FICTION February 17, 2012

Daniel

Pickle, their stout, aging Pug, sauntered into the room and lay down at Chris’s feet. Wasn’t that also an indication of being slow, she thought. Don’t animals love slow people? Nancy imagined her husband in a wetsuit, swimming with a group of chattering dolphins that immediately began to fawn over his presence. She could almost hear the childlike giggles he’d make when their gray bodies encircled him. Maybe there was a way to give Chris an IQ test without him knowing it. If he tested in a borderline region, perhaps she’d be eligible for a clean divorce.

Looking sad, Pickle rose up onto two legs and slowly mounted Chris’s large loafer-sheathed foot, embarrassed eyes toward the floor, then began to hump. Chris shook him loose and turned the page in his notebook.

Pickle stayed close, continuing to look at the shoe in a victimized manner.

“Maybe it’s not even his fault,” said Chris. Nancy found herself unsure whether he was referring to their dog or their son.

“Why a Pug, Chris? He looks like he's being squeezed and flattened at the same time.”

She'd been asking some variation on this question since Chris had given her the pug for Mother's Day, a few years after she lost Bilko. Every time, Chris gave a different answer, but none of them were ever satisfying.

“Daniel picked it out,” he said this time with infuriating matter-of-factness.“He said it looked like a fun dog that might be able to make you laugh.”

“You couldn’t have gotten a Labrador? Those don’t look like practical jokes.”

A loud burst of organ music came from above. Daniel. “There he goes, composing the soundtrack to industrial misery," she said. The music made their conversation take on a dramatic, hazardous effect, as though something shocking was going to be revealed at any moment. And then it was.

“I worried a Lab might be too painful.”

It upset Nancy when Chris displayed a note of tenderness that could indicate love. Where her husband was concerned, she had long ago resigned herself to mere duties of common preservation; for example, she laid out his vitamin each morning but did not pressure him to exercise. He didn’t need to live an exceptionally long life in her opinion. Were he to have chest pains, sure, she would call the hospital. But basic acts of courtesy were all she felt she owed him, and she wished he would be equally sparing with her, anything more only made her seem cold.

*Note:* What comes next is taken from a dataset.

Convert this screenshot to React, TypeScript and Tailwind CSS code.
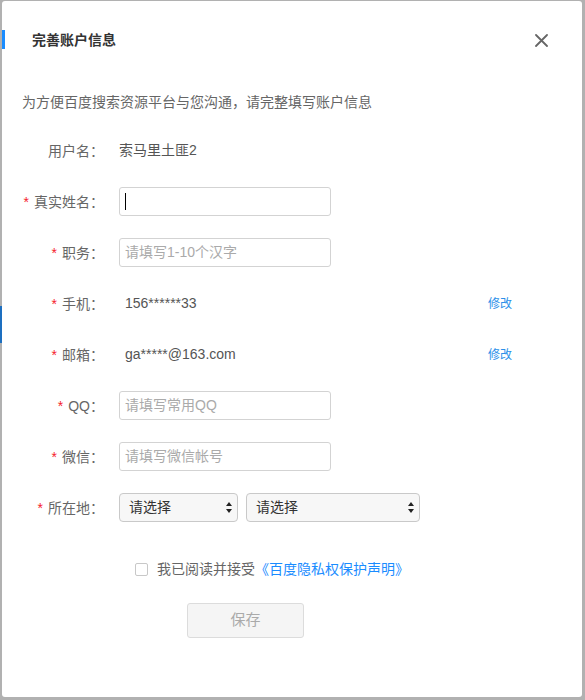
import React from 'react';

const font = { fontFamily: '"Liberation Sans", "Noto Sans CJK SC", sans-serif' };

function Label({ text, required = true }: { text: string; required?: boolean }) {
  return (
    <div className="w-[102px] shrink-0 text-right text-[14px] text-[#666] leading-[20px]">
      {required && <span className="text-[#f5222d] mr-[5px]">*</span>}
      {text}：
    </div>
  );
}

function Field({ placeholder, caret = false }: { placeholder?: string; caret?: boolean }) {
  return (
    <div className="ml-[15px] w-[212px] h-[29px] border border-[#d3d3d3] rounded-[3px] flex items-center px-[5px] text-[14px] text-[#aaa] bg-white">
      {caret ? <span className="w-px h-[17px] bg-black" /> : placeholder}
    </div>
  );
}

function UpDown() {
  return (
    <svg width="6" height="11" viewBox="0 0 6 11" className="shrink-0">
      <path d="M3 0 L6 4 L0 4 Z" fill="#222" />
      <path d="M3 11 L6 7 L0 7 Z" fill="#222" />
    </svg>
  );
}

function Select({ w }: { w: string }) {
  return (
    <div className={`${w} h-[29px] border border-[#c9c9c9] rounded-[4px] bg-[#f7f7f7] flex items-center justify-between pl-[9px] pr-[5px] text-[14px] text-[#333]`}>
      <span>请选择</span>
      <UpDown />
    </div>
  );
}

export default function App() {
  return (
    <div className="relative w-[585px] h-[700px] bg-[#b1b1b1] overflow-hidden" style={font}>
      {/* background page peeking through */}
      <div className="absolute left-0 top-[306px] w-[2px] h-[37px] bg-[#1d6fc0]" />

      <div className="absolute left-[2px] top-[1px] w-[580px] h-[696px] bg-white rounded-[3px]">
        <div className="absolute left-0 top-[29px] w-[3px] h-[19px] bg-[#1a8cff]" />

        {/* header */}
        <div className="h-[78px] flex items-center justify-between pl-[30px] pr-[34px]">
          <span className="text-[14px] font-bold text-[#333]">完善账户信息</span>
          <svg width="13" height="13" viewBox="0 0 13 13">
            <path d="M1 1 L12 12 M12 1 L1 12" stroke="#666" strokeWidth="1.8" strokeLinecap="round" />
          </svg>
        </div>

        <p className="mt-[13px] pl-[20px] text-[14px] leading-[20px] text-[#666]">
          为方便百度搜索资源平台与您沟通，请完整填写账户信息
        </p>

        <div className="mt-[24px] flex flex-col gap-[22px]">
          <div className="h-[29px] flex items-center">
            <Label text="用户名" required={false} />
            <span className="ml-[15px] text-[14px] text-[#555]">索马里土匪2</span>
          </div>
          <div className="h-[29px] flex items-center">
            <Label text="真实姓名" />
            <Field caret />
          </div>
          <div className="h-[29px] flex items-center">
            <Label text="职务" />
            <Field placeholder="请填写1-10个汉字" />
          </div>
          <div className="h-[29px] flex items-center">
            <Label text="手机" />
            <span className="ml-[15px] w-[369px] pl-[6px] text-[14px] text-[#555]">156******33</span>
            <a className="text-[12px] text-[#2b8fe9]">修改</a>
          </div>
          <div className="h-[29px] flex items-center">
            <Label text="邮箱" />
            <span className="ml-[15px] w-[369px] pl-[6px] text-[14px] text-[#555]">ga*****@163.com</span>
            <a className="text-[12px] text-[#2b8fe9]">修改</a>
          </div>
          <div className="h-[29px] flex items-center">
            <Label text="QQ" />
            <Field placeholder="请填写常用QQ" />
          </div>
          <div className="h-[29px] flex items-center">
            <Label text="微信" />
            <Field placeholder="请填写微信帐号" />
          </div>
          <div className="h-[29px] flex items-center">
            <Label text="所在地" />
            <div className="ml-[15px] flex gap-[8px]">
              <Select w="w-[119px]" />
              <Select w="w-[174px]" />
            </div>
          </div>
        </div>

        <div className="mt-[37px] h-[20px] pl-[133px] flex items-center">
          <span className="w-[13px] h-[13px] border border-[#c8c8c8] rounded-[2px] bg-white" />
          <span className="ml-[9px] text-[14px] text-[#666]">我已阅读并接受</span>
          <a className="text-[14px] text-[#1a8cff]">《百度隐私权保护声明》</a>
        </div>

        <div className="mt-[24px] pl-[185px]">
          <button className="w-[117px] h-[35px] bg-[#f5f5f5] border border-[#dcdcdc] rounded-[3px] text-[15px] text-[#aaa]">
            保存
          </button>
        </div>
      </div>
    </div>
  );
}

“Well, it wouldn’t have. Unfortunately, I live in the present.”

She walked to the bathroom in a fast clip and shut the door, though not tightly enough. Pickle soon approached, sniffed, and nudged the door’s tiny crack until it swung open to allow him entrance. They sat together, Nancy on the toilet and Pickle flat across the floor. Both appeared to be waiting for a natural disaster.

Nancy thought of that day, when Daniel had arrived. Maybe that was the cause of Daniel’s problems. Some type of neurological damage incurred during birth. He’d seemed more or less normal when he was younger, though. Except of course the teeth, which the dentist claimed were hereditary. She’d always felt like his teeth had been her fault. She’d tried to fix them, and thought she had. Now he'd made them her fault again.

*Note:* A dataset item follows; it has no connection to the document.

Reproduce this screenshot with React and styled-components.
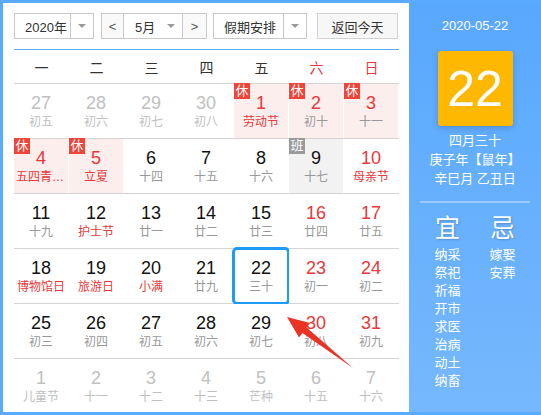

She wasn’t proud of what she’d tried that day after Bilko's death. But even if she could take it back, even if she had clear proof that what she’d done had in fact somehow damaged Daniel, she wouldn’t. It was her one protest on record that her life was not good and was certainly not going to improve, and the years had deemed her right. If she’d ever come close to loving Chris, it was through him respecting her most important request. “I don’t ever want to talk about this,” she’d told him in the hospital the day after it had happened, and he’d never asked her to. Ignoring that one thing was the one area where the two of them were a real success as a team.

*

Daniel looked down at his penis, hoping it might grow and widen along with the rest of his body. It was very pale, so pale that its dark veins seemed closer to the surface than they actually were. He thought about how it had never been exposed to sunlight. He liked this; it made him admire his penis. It had lived an ideal he wished he could proclaim for the rest of his body. Its smooth, strange skin confirmed Daniel’s instinct that it should never be placed in front of a bright light lest it recoil, or wither. He thought briefly of doing a window test, pulling back the thick velvet curtain of his room and placing himself inside a shaft of light. But of course, a neighbor might see. He wouldn't want it to get back to Mother that he’d done a sunlight penis experiment.